Indian Bank vs V.S. Perumal Raja And Others on 7 October, 1991

Equivalent citations: [1993]76COMPCAS787(MAD)

JUDGMENT 
 

Abdul Hadi,  J.   
 

1. This original side appeal is against the order dated January 19, 1990 , in Company Application No. 569 of 1987 in C. P. No. 58 of 1985 on the file of this court. The applicant therein is the appellant herein. In the said application under section 446 of the Companies Act, 1956 (hereinafter referred to as "the Act"), the applicant sought for leave from this court for it to continue its suit against the fourth respondent-company and the latter's guarantor, on the file of Sub-Court, Tanjore. We are told that the said suit has since been numbered as O. S. No. 57 of 1987. It was filed on April 20, 1986, and it is for recovery of a sum of Rs. 5,84,895.23. A winding up order has been passed against the said respondent-company by this,court on August 20, 1986, in the abovesaid C. P. No. 58 of 1985 after the institution of the above suit.

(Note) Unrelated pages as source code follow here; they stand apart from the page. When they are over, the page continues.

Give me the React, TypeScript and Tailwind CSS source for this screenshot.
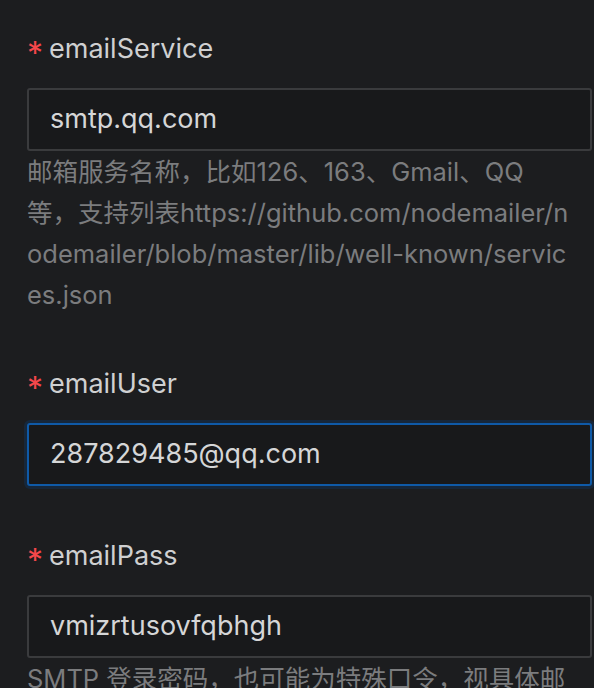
import React from "react";

const font = { fontFamily: '"Inter", "Noto Sans CJK SC", sans-serif' };

function Label({ text }: { text: string }) {
  return (
    <div className="flex items-center h-[40px] leading-[40px] mb-[19px]">
      <span className="text-[#f5474b] text-[32px] w-[22px] pt-[9px] leading-[40px]">*</span>
      <span className="text-[#cfd0d1] text-[27px]">{text}</span>
    </div>
  );
}

function Input({ value, focused }: { value: string; focused?: boolean }) {
  return (
    <div
      className={
        "h-[63px] flex items-center pl-[21px] rounded-[3px] bg-[#18191b] text-[#d5d6d7] text-[27px] " +
        (focused
          ? "border-2 border-[#0f5aa8] shadow-[0_0_0_3px_#16273b]"
          : "border-2 border-[#3a3b3d]")
      }
    >
      {value}
    </div>
  );
}

function Desc({ text }: { text: string }) {
  return (
    <div className="w-[545px] text-[#7b7c7e] text-[25.5px] leading-[41px] break-all">{text}</div>
  );
}

export default function App() {
  return (
    <div className="w-[594px] h-[688px] overflow-hidden bg-[#1c1d1f]" style={font}>
      <div className="pt-[29px] pl-[27px] pr-[2px]">
        <div className="mb-[49px]">
          <Label text="emailService" />
          <Input value="smtp.qq.com" />
          <Desc text="邮箱服务名称，比如126、163、Gmail、QQ等，支持列表https://github.com/nodemailer/nodemailer/blob/master/lib/well-known/services.json" />
        </div>
        <div className="mb-[50px]">
          <Label text="emailUser" />
          <Input value="287829485@qq.com" focused />
        </div>
        <div>
          <Label text="emailPass" />
          <Input value="vmizrtusovfqbhgh" />
          <Desc text="SMTP 登录密码，也可能为特殊口令，视具体邮箱服务商说明" />
        </div>
      </div>
    </div>
  );
}
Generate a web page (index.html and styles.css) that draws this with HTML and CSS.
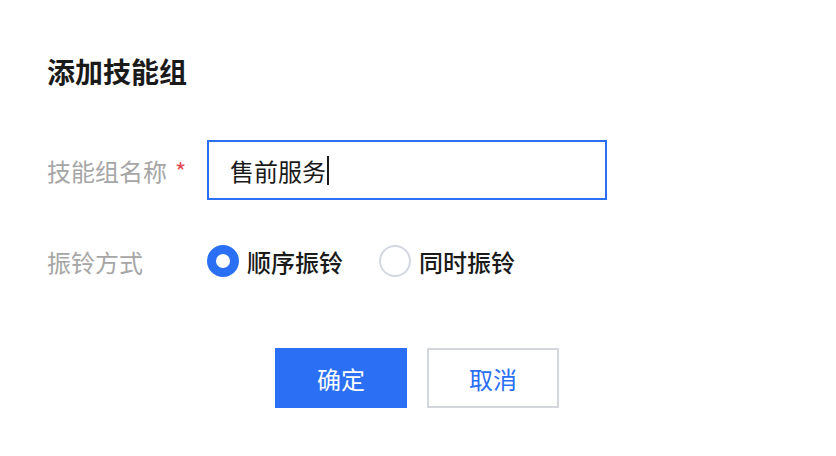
FILE: index.html
```html
<!DOCTYPE html>
<html lang="zh-CN">
<head>
    <meta charset="UTF-8">
    <meta name="viewport" content="width=device-width, initial-scale=1.0">
    <title>添加技能组</title>
    <link rel="stylesheet" href="styles.css">
</head>
<body>
    <div class="dialog">
        <h1 class="dialog-title">添加技能组</h1>

        <div class="form-row">
            <label class="form-label">技能组名称<span class="required">*</span></label>
            <div class="text-input">
                <span>售前服务</span><span class="caret"></span>
            </div>
        </div>

        <div class="form-row">
            <label class="form-label">振铃方式</label>
            <div class="radio-group">
                <span class="radio checked"><span class="radio-dot"></span>顺序振铃</span>
                <span class="radio"><span class="radio-dot"></span>同时振铃</span>
            </div>
        </div>

        <div class="dialog-footer">
            <button class="btn btn-primary">确定</button>
            <button class="btn btn-default">取消</button>
        </div>
    </div>
</body>
</html>
```

FILE: styles.css
```css
/* Osnovno */
body {
    margin: 0;
    background: #ffffff;
    font-family: "Noto Sans CJK SC", "Noto Sans", sans-serif;
    color: #1a1a1a;
}

.dialog {
    padding: 51px 47px 0 47px;
}

.dialog-title {
    margin: 0;
    font-size: 28px;
    line-height: 40px;
    font-weight: 700;
    color: #1a1a1a;
}

/* Redovi forme */
.form-row {
    display: flex;
    align-items: center;
    height: 60px;
}

.form-row:nth-of-type(1) {
    margin-top: 49px;
}

.form-row + .form-row {
    margin-top: 31px;
}

.form-label {
    width: 160px;
    font-size: 24px;
    color: #a6a6a6;
}

.required {
    color: #e34d59;
    margin-left: 8px;
}

.text-input {
    box-sizing: border-box;
    width: 400px;
    height: 60px;
    border: 2px solid #2a6ff4;
    padding-left: 21px;
    display: flex;
    align-items: center;
    font-size: 24px;
    color: #1a1a1a;
}

.caret {
    display: inline-block;
    width: 2px;
    height: 29px;
    background: #1a1a1a;
    margin-left: 1px;
}

/* Radio gumbi */
.radio-group {
    display: flex;
    align-items: center;
}

.radio {
    display: flex;
    align-items: center;
    font-size: 24px;
    font-weight: 500;
    color: #1a1a1a;
    margin-right: 36px;
}

.radio-dot {
    box-sizing: border-box;
    width: 32px;
    height: 32px;
    border-radius: 50%;
    border: 2px solid #d3d7df;
    margin-right: 8px;
}

.radio.checked .radio-dot {
    border: 9px solid #2a6ff4;
}

/* Gumbi */
.dialog-footer {
    display: flex;
    justify-content: center;
    gap: 20px;
    margin-top: 57px;
    padding-right: 2px;
}

.btn {
    box-sizing: border-box;
    width: 132px;
    height: 60px;
    font-family: inherit;
    font-size: 24px;
    cursor: pointer;
}

.btn-primary {
    background: #2a6ff4;
    color: #ffffff;
    border: none;
}

.btn-default {
    background: #ffffff;
    color: #2a6ff4;
    border: 2px solid #d3d6dd;
}
```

Therefore, the abovesaid application has been filed.

2. The learned trial judge has granted leave subject to the following terms :

(a) The applicant shall, in the event of obtaining a decree in its favour, enforce the same only against the assets that are proved by the applicant to be held in security by it and not against other assets.
(b) Since the applicant has chosen to ignore the liquidation and is relying on the security, if there is a deficiency by sale of the securities, the applicant will be excluded from all share in any dividend that may be declared by the official liquidator in the liquidation except and to the extent provided under section 529A of the Companies Act, 1956.
(c) In the event of the applicant being declared as a secured creditor in the above suit, the applicant can realise the security and appropriate the same subject to the right of the workmen under sections 529 and 529A of the Companies Act, 1956.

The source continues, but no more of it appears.